The second thing I did was to create tables with redundant information. I call them cache tables. I store information in there while I'm building the main tables that will eventually speed up creating the summary tables. The data in there is quite simple. For example, I have a table that contains an approximate count of rows of each type that I need to summarise. That way I can schedule summarisation using the Shortest Job First algorithm. The result is that in 50% of the time, 97% of all summaries are done and most users can start using that data. Something else I haven't done yet, but may implement soon is to let the script that summarises data run two instances in parallel, one of each slave, and one running the shortest jobs first while the other runs the longest jobs first, or some similar scheduling algorithm. The ideal result would be if it took 50% of the time to run.

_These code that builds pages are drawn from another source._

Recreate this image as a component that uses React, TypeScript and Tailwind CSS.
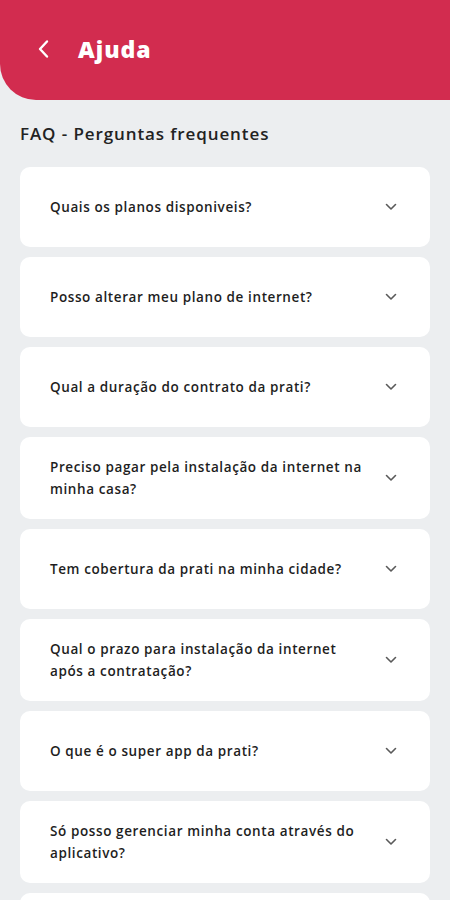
import React from "react";

const questions: string[] = [
  "Quais os planos disponiveis?",
  "Posso alterar meu plano de internet?",
  "Qual a duração do contrato da prati?",
  "Preciso pagar pela instalação da internet na minha casa?",
  "Tem cobertura da prati na minha cidade?",
  "Qual o prazo para instalação da internet após a contratação?",
  "O que é o super app da prati?",
  "Só posso gerenciar minha conta através do aplicativo?",
  "Como faço para falar com o atendimento?",
];

function Chevron() {
  return (
    <svg width="12" height="8" viewBox="0 0 12 8" fill="none" className="shrink-0">
      <path d="M1.5 1.5L6 6L10.5 1.5" stroke="#5a5a5a" strokeWidth="1.6" strokeLinecap="round" strokeLinejoin="round" />
    </svg>
  );
}

export default function App() {
  return (
    <div
      className="w-[450px] h-[900px] overflow-hidden bg-[#eceef0]"
      style={{ fontFamily: '"Open Sans", "Noto Sans", sans-serif' }}
    >
      <header className="h-[100px] bg-[#d22c4f] rounded-bl-[36px] flex items-center pl-[36px] pb-[2px]">
        <svg width="16" height="20" viewBox="0 0 16 20" fill="none">
          <path d="M11 2.5L4 10L11 17.5" stroke="white" strokeWidth="2.4" strokeLinecap="round" strokeLinejoin="round" />
        </svg>
        <h1 className="ml-[26px] text-white text-[23px] font-extrabold tracking-[1px]">Ajuda</h1>
      </header>
      <div className="px-[20px] pt-[22px]">
        <h2 className="text-[17px] font-semibold text-[#222222] leading-[24px] tracking-[0.9px]">
          FAQ - Perguntas frequentes
        </h2>
        <div className="mt-[21px] flex flex-col gap-[10px]">
          {questions.map((q) => (
            <div
              key={q}
              className="bg-white rounded-[10px] min-h-[80px] flex items-center justify-between pl-[30px] pr-[33px] py-[19px]"
            >
              <p className="w-[322px] text-[13.5px] font-semibold text-[#1e1e1e] leading-[22px] tracking-[0.6px]">
                {q}
              </p>
              <Chevron />
            </div>
          ))}
        </div>
      </div>
    </div>
  );
}
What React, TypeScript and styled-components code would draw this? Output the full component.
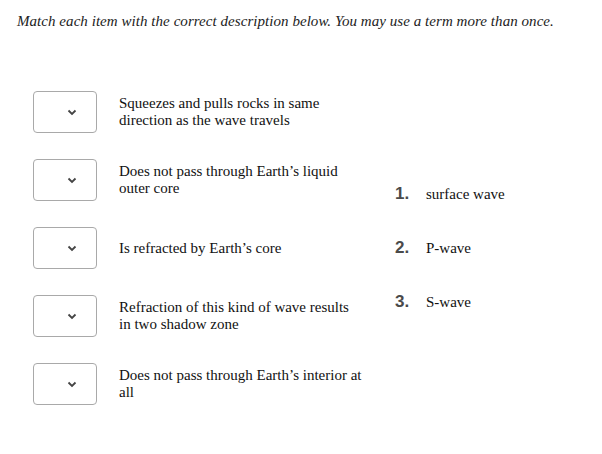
import React from 'react';
import styled, { createGlobalStyle } from 'styled-components';

const GlobalStyle = createGlobalStyle`
  body {
    margin: 0;
    background: #fff;
    font-family: "Liberation Serif", "Times New Roman", serif;
    color: #111;
  }
`;

const Page = styled.div`
  padding: 12px 0 0 17px;
`;

const Instructions = styled.p`
  margin: 0;
  font-style: italic;
  font-size: 15px;
  line-height: 18px;
  letter-spacing: 0.05px;
  color: #222;
`;

const Body = styled.div`
  display: flex;
  align-items: center;
  margin-top: 61px;
  padding-left: 16px;
`;

const Questions = styled.div`
  display: flex;
  flex-direction: column;
  gap: 26px;
  width: 362px;
`;

const Row = styled.div`
  display: flex;
  align-items: center;
  gap: 22px;
`;

const Select = styled.div`
  flex: none;
  box-sizing: content-box;
  width: 48px;
  height: 40px;
  padding-left: 14px;
  border: 1px solid #a9a9a9;
  border-radius: 4px;
  display: flex;
  align-items: center;
  justify-content: center;
`;

const Description = styled.div`
  width: 243px;
  font-size: 15px;
  line-height: 17px;
  color: #111;
`;

const Terms = styled.ol`
  list-style: none;
  margin: 0;
  padding: 0;
  display: flex;
  flex-direction: column;
  gap: 32px;
`;

const Term = styled.li`
  display: flex;
  align-items: baseline;
  font-size: 15px;
  line-height: 22px;
`;

const Num = styled.span`
  width: 31px;
  font-family: "Liberation Sans", Arial, sans-serif;
  font-size: 17px;
  font-weight: bold;
  color: #4a4a4a;
`;

const Chevron = () => (
  <svg width="10" height="7" viewBox="0 0 10 7">
    <path d="M1.5 1.5 L5 5 L8.5 1.5" fill="none" stroke="#444" strokeWidth="1.8" />
  </svg>
);

const items = [
  'Squeezes and pulls rocks in same direction as the wave travels',
  'Does not pass through Earth’s liquid outer core',
  'Is refracted by Earth’s core',
  'Refraction of this kind of wave results in two shadow zone',
  'Does not pass through Earth’s interior at all',
];

const terms = ['surface wave', 'P-wave', 'S-wave'];

const App = () => (
  <Page>
    <GlobalStyle />
    <Instructions>
      Match each item with the correct description below. You may use a term more than once.
    </Instructions>
    <Body>
      <Questions>
        {items.map((text) => (
          <Row key={text}>
            <Select>
              <Chevron />
            </Select>
            <Description>{text}</Description>
          </Row>
        ))}
      </Questions>
      <Terms>
        {terms.map((t, i) => (
          <Term key={t}>
            <Num>{i + 1}.</Num>
            {t}
          </Term>
        ))}
      </Terms>
    </Body>
  </Page>
);

export default App;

The final optimisation for handling summaries was bulk queries. INSERTs, UPDATEs and SELECTs can all be batched and sometimes this can get you much better performance than running single queries. For INSERTs, I developed a method using ON DUPLICATE KEY UPDATE to INSERT and UPDATE multiple rows at once. The query looks something like this:
 INSERT INTO table (        key_field, f1, f2, f3    ) VALUES (        key1, f11, f21, f31    ), (        key2, f12, f22, f32    ), ...    ON DUPLICATE KEY UPDATE        f1 = IF(key_field=key1, f11, IF(key_field=key2, f12, IF(key_field=key3, f13, ...))),        f2 = IF(key_field=key1, f21, IF(key_field=key2, f22, IF(key_field=key3, f23, ...))),        f3 = IF(key_field=key1, f31, IF(key_field=key2, f32, IF(key_field=key3, f33, ...)))
As you can see the query gets quite complicated as the number of rows grows, but you never write this query by hand. It's generated through code in your language of choice. The only thing you have to worry about is making sure the total query size stays below your max tcp packet size. Also longer queries take longer to parse. I restrict it to about 100 rows per insert/update.

Now, it's quite likely that I need to insert/update far more than 100 rows, which means the query parser needs to run for each batch. To get around this, I use a prepared statement with a heck of a lot of question marks in it. I'll leave it as an excercise for you to figure out what to pass to it. The real trick comes on the last batch. It's unlikely that I'll have an exact multiple of 100 records to be inserted, so the last batch may have fewer than 100 records. I have two choices at this point.
1. Create a new prepared statement with the number of records I need
2. Pad the current statement with extra copies of the last row
Neither method has had any advantage over the other, so I prefer the former since it sends less data over the wire at the cost of one extra query parse.

Bulk selects are far similar. It basically means that if I'm going to have to operate on a bunch of records one at a time, then it's faster to select them all at once, store them in an array and operate on the array rather than selecting them one at a time. This, of course, costs memory, and it is possible to use up all the RAM on the system doing something like this. It's happened several times. With experience you learn where to draw the line for your application.

Now for the user queries, I did not optimise too much. I again went with data partitioning, also by time, but this time by month. Our access patterns showed that most queries were for data in the last one month, so by partitioning the summary tables by month, it meant that we only had to query one or two partitions at any time. The primary key was designed to either return the exact results the user wanted, or narrow the search down to a small set that could be filtered either through a DB scan, or in the application itself. Partitions ensured that in the worst case we'd have to do a full partition scan and not a full table scan.

This is by no means the fastest design. It is optimised to speed up the slowest part of the system, ie, writes, but reads don't quite go out of the window as a result.